▶ PROBLEM REQUIREMENTS
Below is a listing to transcribe in full and exactly; keep the pictures out.

[Web page code records]

○ ○ ○

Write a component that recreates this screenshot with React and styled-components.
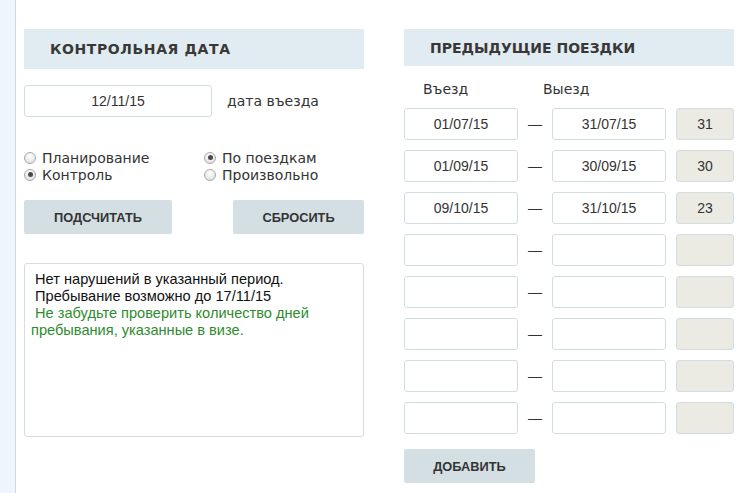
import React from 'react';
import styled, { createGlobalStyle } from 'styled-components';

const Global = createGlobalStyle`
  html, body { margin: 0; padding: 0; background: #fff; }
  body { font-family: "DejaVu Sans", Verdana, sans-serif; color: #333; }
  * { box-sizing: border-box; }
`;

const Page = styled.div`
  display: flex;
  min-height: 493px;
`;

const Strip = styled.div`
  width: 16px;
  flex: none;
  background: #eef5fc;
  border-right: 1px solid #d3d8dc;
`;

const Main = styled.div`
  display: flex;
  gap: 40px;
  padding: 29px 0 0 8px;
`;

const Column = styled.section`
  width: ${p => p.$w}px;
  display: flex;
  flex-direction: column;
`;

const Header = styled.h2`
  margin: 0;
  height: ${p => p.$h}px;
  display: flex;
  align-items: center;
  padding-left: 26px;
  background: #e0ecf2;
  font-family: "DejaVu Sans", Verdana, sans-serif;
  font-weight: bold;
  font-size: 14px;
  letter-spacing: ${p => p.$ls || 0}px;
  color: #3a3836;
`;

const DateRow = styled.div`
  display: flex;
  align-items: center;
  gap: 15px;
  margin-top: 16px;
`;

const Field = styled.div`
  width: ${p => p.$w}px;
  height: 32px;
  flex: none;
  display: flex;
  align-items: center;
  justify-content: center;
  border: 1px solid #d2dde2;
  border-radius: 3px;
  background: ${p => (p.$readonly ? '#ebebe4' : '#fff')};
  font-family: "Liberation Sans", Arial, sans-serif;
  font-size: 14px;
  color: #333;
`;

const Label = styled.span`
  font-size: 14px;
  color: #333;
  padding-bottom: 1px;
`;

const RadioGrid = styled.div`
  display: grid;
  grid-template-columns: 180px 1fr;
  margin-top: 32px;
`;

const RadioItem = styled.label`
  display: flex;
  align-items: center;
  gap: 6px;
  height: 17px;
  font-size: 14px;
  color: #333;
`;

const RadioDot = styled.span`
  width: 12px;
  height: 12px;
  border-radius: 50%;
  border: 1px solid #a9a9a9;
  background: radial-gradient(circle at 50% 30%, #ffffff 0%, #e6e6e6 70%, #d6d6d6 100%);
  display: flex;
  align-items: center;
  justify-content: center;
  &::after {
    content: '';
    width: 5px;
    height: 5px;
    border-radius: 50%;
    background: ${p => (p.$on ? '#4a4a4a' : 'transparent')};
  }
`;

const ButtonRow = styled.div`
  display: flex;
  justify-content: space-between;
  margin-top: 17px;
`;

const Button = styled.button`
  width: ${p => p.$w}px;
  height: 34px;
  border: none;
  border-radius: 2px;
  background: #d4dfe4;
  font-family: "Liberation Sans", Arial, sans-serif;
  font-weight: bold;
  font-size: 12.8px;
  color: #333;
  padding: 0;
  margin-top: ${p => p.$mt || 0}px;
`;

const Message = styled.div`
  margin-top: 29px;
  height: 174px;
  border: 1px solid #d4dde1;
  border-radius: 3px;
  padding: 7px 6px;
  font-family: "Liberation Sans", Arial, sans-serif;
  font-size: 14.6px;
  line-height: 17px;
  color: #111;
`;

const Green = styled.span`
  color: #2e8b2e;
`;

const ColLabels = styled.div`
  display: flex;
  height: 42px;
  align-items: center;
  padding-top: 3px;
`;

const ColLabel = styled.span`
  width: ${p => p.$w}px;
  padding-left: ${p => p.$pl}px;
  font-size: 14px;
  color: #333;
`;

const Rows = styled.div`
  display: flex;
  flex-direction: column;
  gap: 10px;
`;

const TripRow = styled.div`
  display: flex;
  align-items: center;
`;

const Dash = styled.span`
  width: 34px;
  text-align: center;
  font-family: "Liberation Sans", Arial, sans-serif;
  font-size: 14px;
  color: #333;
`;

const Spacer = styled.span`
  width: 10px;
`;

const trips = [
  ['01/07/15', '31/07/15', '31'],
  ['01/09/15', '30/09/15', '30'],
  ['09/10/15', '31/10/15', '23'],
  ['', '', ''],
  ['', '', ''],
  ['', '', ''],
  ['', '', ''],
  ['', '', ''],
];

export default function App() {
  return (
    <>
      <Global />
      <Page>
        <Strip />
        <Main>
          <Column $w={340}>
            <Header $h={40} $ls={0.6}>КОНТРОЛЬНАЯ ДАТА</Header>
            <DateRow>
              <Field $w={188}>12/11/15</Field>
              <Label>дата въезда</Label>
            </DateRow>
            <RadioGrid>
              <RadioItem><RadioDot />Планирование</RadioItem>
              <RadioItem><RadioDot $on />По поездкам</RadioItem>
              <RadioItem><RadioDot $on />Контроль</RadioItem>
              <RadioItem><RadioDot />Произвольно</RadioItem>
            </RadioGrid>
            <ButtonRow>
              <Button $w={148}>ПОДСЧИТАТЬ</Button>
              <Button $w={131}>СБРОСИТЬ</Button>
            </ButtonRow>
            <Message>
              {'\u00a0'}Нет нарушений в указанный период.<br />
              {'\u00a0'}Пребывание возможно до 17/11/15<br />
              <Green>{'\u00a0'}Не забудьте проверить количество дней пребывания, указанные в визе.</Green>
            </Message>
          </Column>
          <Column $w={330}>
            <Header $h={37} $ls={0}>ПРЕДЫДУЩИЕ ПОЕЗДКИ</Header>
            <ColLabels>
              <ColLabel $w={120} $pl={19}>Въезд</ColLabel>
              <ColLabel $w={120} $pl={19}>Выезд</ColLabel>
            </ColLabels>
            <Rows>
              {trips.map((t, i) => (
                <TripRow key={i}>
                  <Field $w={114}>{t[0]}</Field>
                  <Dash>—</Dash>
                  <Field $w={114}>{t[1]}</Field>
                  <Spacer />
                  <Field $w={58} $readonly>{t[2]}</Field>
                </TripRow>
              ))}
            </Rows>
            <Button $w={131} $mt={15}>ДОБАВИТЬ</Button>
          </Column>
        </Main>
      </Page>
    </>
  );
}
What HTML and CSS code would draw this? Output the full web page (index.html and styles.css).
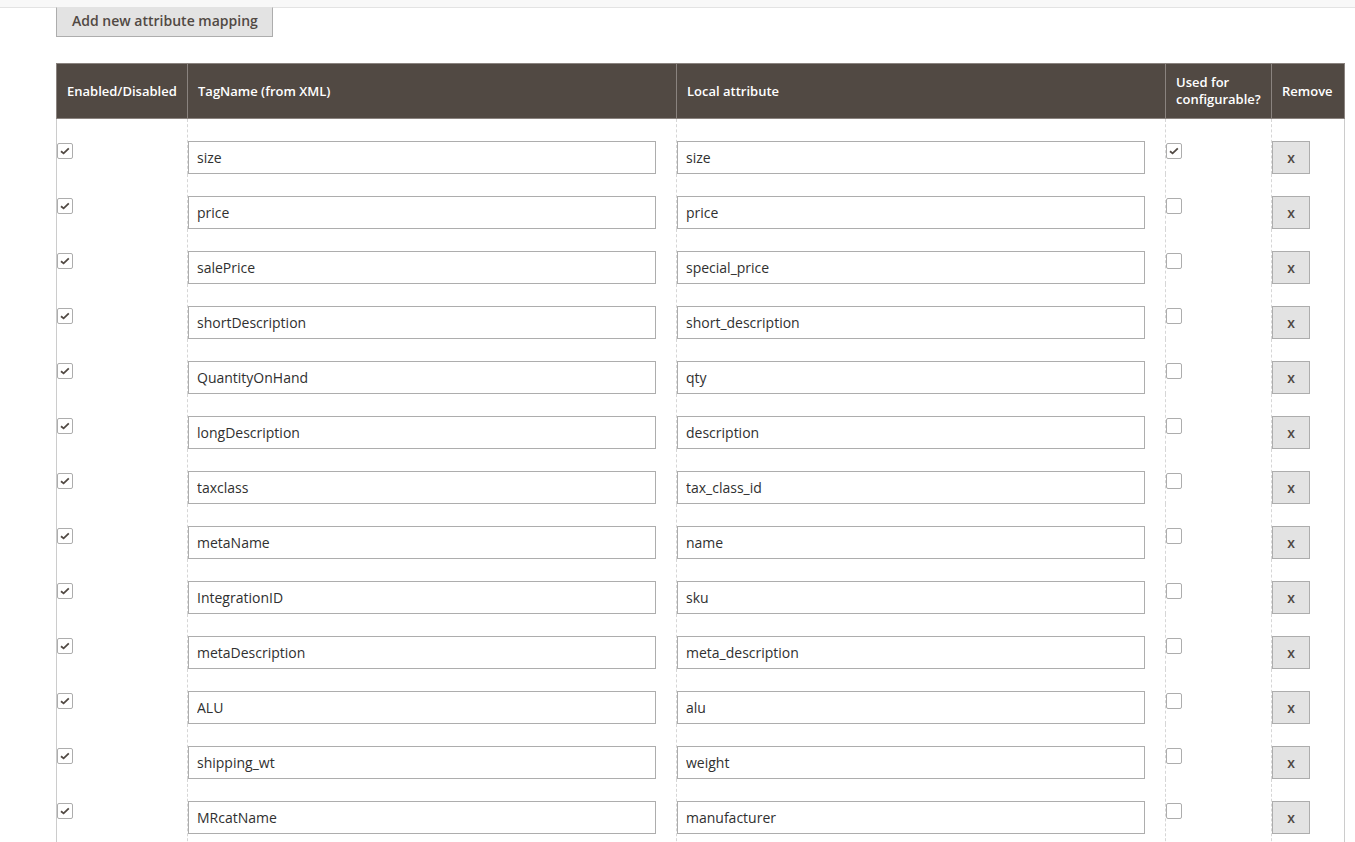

○ ○ ○

▶ COMPLETE ANSWER
Write a component that recreates this screenshot with React and styled-components.
import React from 'react';
import styled, { createGlobalStyle } from 'styled-components';

const Global = createGlobalStyle`
  html, body { margin: 0; padding: 0; background: #fff; }
  body { font-family: "DejaVu Sans", Verdana, sans-serif; color: #333; }
  * { box-sizing: border-box; }
`;

const Page = styled.div`
  display: flex;
  min-height: 493px;
`;

const Strip = styled.div`
  width: 16px;
  flex: none;
  background: #eef5fc;
  border-right: 1px solid #d3d8dc;
`;

const Main = styled.div`
  display: flex;
  gap: 40px;
  padding: 29px 0 0 8px;
`;

const Column = styled.section`
  width: ${p => p.$w}px;
  display: flex;
  flex-direction: column;
`;

const Header = styled.h2`
  margin: 0;
  height: ${p => p.$h}px;
  display: flex;
  align-items: center;
  padding-left: 26px;
  background: #e0ecf2;
  font-family: "DejaVu Sans", Verdana, sans-serif;
  font-weight: bold;
  font-size: 14px;
  letter-spacing: ${p => p.$ls || 0}px;
  color: #3a3836;
`;

const DateRow = styled.div`
  display: flex;
  align-items: center;
  gap: 15px;
  margin-top: 16px;
`;

const Field = styled.div`
  width: ${p => p.$w}px;
  height: 32px;
  flex: none;
  display: flex;
  align-items: center;
  justify-content: center;
  border: 1px solid #d2dde2;
  border-radius: 3px;
  background: ${p => (p.$readonly ? '#ebebe4' : '#fff')};
  font-family: "Liberation Sans", Arial, sans-serif;
  font-size: 14px;
  color: #333;
`;

const Label = styled.span`
  font-size: 14px;
  color: #333;
  padding-bottom: 1px;
`;

const RadioGrid = styled.div`
  display: grid;
  grid-template-columns: 180px 1fr;
  margin-top: 32px;
`;

const RadioItem = styled.label`
  display: flex;
  align-items: center;
  gap: 6px;
  height: 17px;
  font-size: 14px;
  color: #333;
`;

const RadioDot = styled.span`
  width: 12px;
  height: 12px;
  border-radius: 50%;
  border: 1px solid #a9a9a9;
  background: radial-gradient(circle at 50% 30%, #ffffff 0%, #e6e6e6 70%, #d6d6d6 100%);
  display: flex;
  align-items: center;
  justify-content: center;
  &::after {
    content: '';
    width: 5px;
    height: 5px;
    border-radius: 50%;
    background: ${p => (p.$on ? '#4a4a4a' : 'transparent')};
  }
`;

const ButtonRow = styled.div`
  display: flex;
  justify-content: space-between;
  margin-top: 17px;
`;

const Button = styled.button`
  width: ${p => p.$w}px;
  height: 34px;
  border: none;
  border-radius: 2px;
  background: #d4dfe4;
  font-family: "Liberation Sans", Arial, sans-serif;
  font-weight: bold;
  font-size: 12.8px;
  color: #333;
  padding: 0;
  margin-top: ${p => p.$mt || 0}px;
`;

const Message = styled.div`
  margin-top: 29px;
  height: 174px;
  border: 1px solid #d4dde1;
  border-radius: 3px;
  padding: 7px 6px;
  font-family: "Liberation Sans", Arial, sans-serif;
  font-size: 14.6px;
  line-height: 17px;
  color: #111;
`;

const Green = styled.span`
  color: #2e8b2e;
`;

const ColLabels = styled.div`
  display: flex;
  height: 42px;
  align-items: center;
  padding-top: 3px;
`;

const ColLabel = styled.span`
  width: ${p => p.$w}px;
  padding-left: ${p => p.$pl}px;
  font-size: 14px;
  color: #333;
`;

const Rows = styled.div`
  display: flex;
  flex-direction: column;
  gap: 10px;
`;

const TripRow = styled.div`
  display: flex;
  align-items: center;
`;

const Dash = styled.span`
  width: 34px;
  text-align: center;
  font-family: "Liberation Sans", Arial, sans-serif;
  font-size: 14px;
  color: #333;
`;

const Spacer = styled.span`
  width: 10px;
`;

const trips = [
  ['01/07/15', '31/07/15', '31'],
  ['01/09/15', '30/09/15', '30'],
  ['09/10/15', '31/10/15', '23'],
  ['', '', ''],
  ['', '', ''],
  ['', '', ''],
  ['', '', ''],
  ['', '', ''],
];

export default function App() {
  return (
    <>
      <Global />
      <Page>
        <Strip />
        <Main>
          <Column $w={340}>
            <Header $h={40} $ls={0.6}>КОНТРОЛЬНАЯ ДАТА</Header>
            <DateRow>
              <Field $w={188}>12/11/15</Field>
              <Label>дата въезда</Label>
            </DateRow>
            <RadioGrid>
              <RadioItem><RadioDot />Планирование</RadioItem>
              <RadioItem><RadioDot $on />По поездкам</RadioItem>
              <RadioItem><RadioDot $on />Контроль</RadioItem>
              <RadioItem><RadioDot />Произвольно</RadioItem>
            </RadioGrid>
            <ButtonRow>
              <Button $w={148}>ПОДСЧИТАТЬ</Button>
              <Button $w={131}>СБРОСИТЬ</Button>
            </ButtonRow>
            <Message>
              {'\u00a0'}Нет нарушений в указанный период.<br />
              {'\u00a0'}Пребывание возможно до 17/11/15<br />
              <Green>{'\u00a0'}Не забудьте проверить количество дней пребывания, указанные в визе.</Green>
            </Message>
          </Column>
          <Column $w={330}>
            <Header $h={37} $ls={0}>ПРЕДЫДУЩИЕ ПОЕЗДКИ</Header>
            <ColLabels>
              <ColLabel $w={120} $pl={19}>Въезд</ColLabel>
              <ColLabel $w={120} $pl={19}>Выезд</ColLabel>
            </ColLabels>
            <Rows>
              {trips.map((t, i) => (
                <TripRow key={i}>
                  <Field $w={114}>{t[0]}</Field>
                  <Dash>—</Dash>
                  <Field $w={114}>{t[1]}</Field>
                  <Spacer />
                  <Field $w={58} $readonly>{t[2]}</Field>
                </TripRow>
              ))}
            </Rows>
            <Button $w={131} $mt={15}>ДОБАВИТЬ</Button>
          </Column>
        </Main>
      </Page>
    </>
  );
}
What HTML and CSS code would draw this? Output the full web page (index.html and styles.css).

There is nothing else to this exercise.